─── Data section ───

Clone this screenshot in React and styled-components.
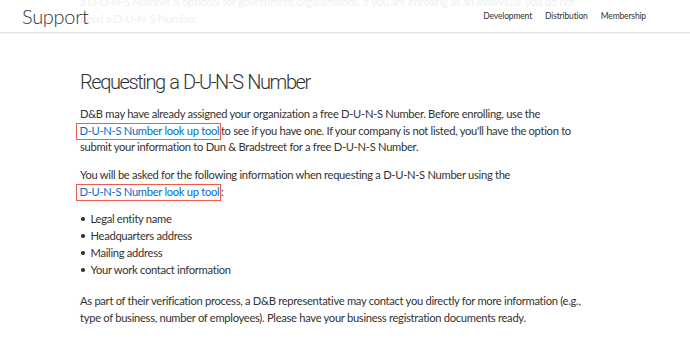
import styled, { createGlobalStyle } from "styled-components";

const GlobalStyle = createGlobalStyle`
  html, body {
    margin: 0;
    padding: 0;
    background: #fff;
  }
  body {
    font-family: "Lato", "Liberation Sans", sans-serif;
    color: #333;
  }
`;

const Page = styled.div`
  width: 690px;
  height: 359px;
  overflow: hidden;
  background: #fff;
`;

const Header = styled.header`
  position: relative;
  height: 32px;
  display: flex;
  align-items: center;
  justify-content: space-between;
  padding: 0 44px 0 22px;
  border-bottom: 1px solid #e3e3e3;
  box-shadow: 0 1px 1px rgba(0, 0, 0, 0.03);
  overflow: hidden;
`;

// page content scrolled up beneath the translucent bar
const GhostText = styled.div`
  position: absolute;
  left: 80px;
  top: -6px;
  font-size: 11.2px;
  letter-spacing: -0.3px;
  line-height: 16.5px;
  color: #f0f0f0;
  white-space: nowrap;
`;

const Brand = styled.div`
  position: relative;
  font-size: 20px;
  font-weight: 300;
  color: #333;
  letter-spacing: -0.3px;
`;

const Nav = styled.nav`
  position: relative;
  display: flex;
  gap: 13px;
  font-size: 8.5px;
  letter-spacing: -0.15px;
  color: #333;
`;

const Content = styled.main`
  padding: 34px 0 0 80px;
`;

const Title = styled.h1`
  margin: 0 0 9px;
  font-family: "Roboto", "Lato", sans-serif;
  font-size: 20px;
  font-weight: 300;
  line-height: 30px;
  letter-spacing: -1.4px;
  word-spacing: 1px;
  color: #333;
`;

const Para = styled.p`
  margin: 0 0 ${(p) => p.$gap || 11.5}px;
  font-size: 11.2px;
  letter-spacing: -0.3px;
  line-height: 16.5px;
  white-space: nowrap;
`;

const Link = styled.span`
  color: #0070c9;
  margin: 0 0 0 -4px;
  padding: 0 0.5px 2px 2.5px;
  border: 1.5px solid #ef5b4a;
`;

const List = styled.ul`
  margin: 0 0 15px;
  padding: 0;
  list-style: none;
  font-size: 11.2px;
  letter-spacing: -0.3px;
  line-height: 17px;
`;

const Item = styled.li`
  display: flex;
  align-items: center;
`;

const Dot = styled.span`
  width: 3.5px;
  height: 3.5px;
  margin: 1px 6px 0 1px;
  border-radius: 50%;
  background: #333;
`;

export default function App() {
  const items = [
    "Legal entity name",
    "Headquarters address",
    "Mailing address",
    "Your work contact information",
  ];

  return (
    <Page>
      <GlobalStyle />
      <Header>
        <GhostText>
          a D-U-N-S Number is optional for government organizations. If you
          are enrolling as an individual, you do not
          <br />
          need a D-U-N-S Number.
        </GhostText>
        <Brand>Support</Brand>
        <Nav>
          <span>Development</span>
          <span>Distribution</span>
          <span>Membership</span>
        </Nav>
      </Header>
      <Content>
        <Title>Requesting a D-U-N-S Number</Title>
        <Para>
          D&amp;B may have already assigned your organization a free D-U-N-S
          Number. Before enrolling, use the
          <br />
          <Link>D-U-N-S Number look up tool</Link>to see if you have one. If
          your company is not listed, you'll have the option to
          <br />
          submit your information to Dun &amp; Bradstreet for a free D-U-N-S
          Number.
        </Para>
        <Para $gap={10}>
          You will be asked for the following information when requesting a
          D-U-N-S Number using the
          <br />
          <Link>D-U-N-S Number look up tool</Link>:
        </Para>
        <List>
          {items.map((text) => (
            <Item key={text}>
              <Dot />
              {text}
            </Item>
          ))}
        </List>
        <Para>
          As part of their verification process, a D&amp;B representative may
          contact you directly for more information (e.g.,
          <br />
          type of business, number of employees). Please have your business
          registration documents ready.
        </Para>
      </Content>
    </Page>
  );
}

───

> [Request] Omit the pictures and reproduce the listing exactly.

> [Answer to the exercise]
Clone this screenshot in React and styled-components.
import styled, { createGlobalStyle } from "styled-components";

const GlobalStyle = createGlobalStyle`
  html, body {
    margin: 0;
    padding: 0;
    background: #fff;
  }
  body {
    font-family: "Lato", "Liberation Sans", sans-serif;
    color: #333;
  }
`;

const Page = styled.div`
  width: 690px;
  height: 359px;
  overflow: hidden;
  background: #fff;
`;

const Header = styled.header`
  position: relative;
  height: 32px;
  display: flex;
  align-items: center;
  justify-content: space-between;
  padding: 0 44px 0 22px;
  border-bottom: 1px solid #e3e3e3;
  box-shadow: 0 1px 1px rgba(0, 0, 0, 0.03);
  overflow: hidden;
`;

// page content scrolled up beneath the translucent bar
const GhostText = styled.div`
  position: absolute;
  left: 80px;
  top: -6px;
  font-size: 11.2px;
  letter-spacing: -0.3px;
  line-height: 16.5px;
  color: #f0f0f0;
  white-space: nowrap;
`;

const Brand = styled.div`
  position: relative;
  font-size: 20px;
  font-weight: 300;
  color: #333;
  letter-spacing: -0.3px;
`;

const Nav = styled.nav`
  position: relative;
  display: flex;
  gap: 13px;
  font-size: 8.5px;
  letter-spacing: -0.15px;
  color: #333;
`;

const Content = styled.main`
  padding: 34px 0 0 80px;
`;

const Title = styled.h1`
  margin: 0 0 9px;
  font-family: "Roboto", "Lato", sans-serif;
  font-size: 20px;
  font-weight: 300;
  line-height: 30px;
  letter-spacing: -1.4px;
  word-spacing: 1px;
  color: #333;
`;

const Para = styled.p`
  margin: 0 0 ${(p) => p.$gap || 11.5}px;
  font-size: 11.2px;
  letter-spacing: -0.3px;
  line-height: 16.5px;
  white-space: nowrap;
`;

const Link = styled.span`
  color: #0070c9;
  margin: 0 0 0 -4px;
  padding: 0 0.5px 2px 2.5px;
  border: 1.5px solid #ef5b4a;
`;

const List = styled.ul`
  margin: 0 0 15px;
  padding: 0;
  list-style: none;
  font-size: 11.2px;
  letter-spacing: -0.3px;
  line-height: 17px;
`;

const Item = styled.li`
  display: flex;
  align-items: center;
`;

const Dot = styled.span`
  width: 3.5px;
  height: 3.5px;
  margin: 1px 6px 0 1px;
  border-radius: 50%;
  background: #333;
`;

export default function App() {
  const items = [
    "Legal entity name",
    "Headquarters address",
    "Mailing address",
    "Your work contact information",
  ];

  return (
    <Page>
      <GlobalStyle />
      <Header>
        <GhostText>
          a D-U-N-S Number is optional for government organizations. If you
          are enrolling as an individual, you do not
          <br />
          need a D-U-N-S Number.
        </GhostText>
        <Brand>Support</Brand>
        <Nav>
          <span>Development</span>
          <span>Distribution</span>
          <span>Membership</span>
        </Nav>
      </Header>
      <Content>
        <Title>Requesting a D-U-N-S Number</Title>
        <Para>
          D&amp;B may have already assigned your organization a free D-U-N-S
          Number. Before enrolling, use the
          <br />
          <Link>D-U-N-S Number look up tool</Link>to see if you have one. If
          your company is not listed, you'll have the option to
          <br />
          submit your information to Dun &amp; Bradstreet for a free D-U-N-S
          Number.
        </Para>
        <Para $gap={10}>
          You will be asked for the following information when requesting a
          D-U-N-S Number using the
          <br />
          <Link>D-U-N-S Number look up tool</Link>:
        </Para>
        <List>
          {items.map((text) => (
            <Item key={text}>
              <Dot />
              {text}
            </Item>
          ))}
        </List>
        <Para>
          As part of their verification process, a D&amp;B representative may
          contact you directly for more information (e.g.,
          <br />
          type of business, number of employees). Please have your business
          registration documents ready.
        </Para>
      </Content>
    </Page>
  );
}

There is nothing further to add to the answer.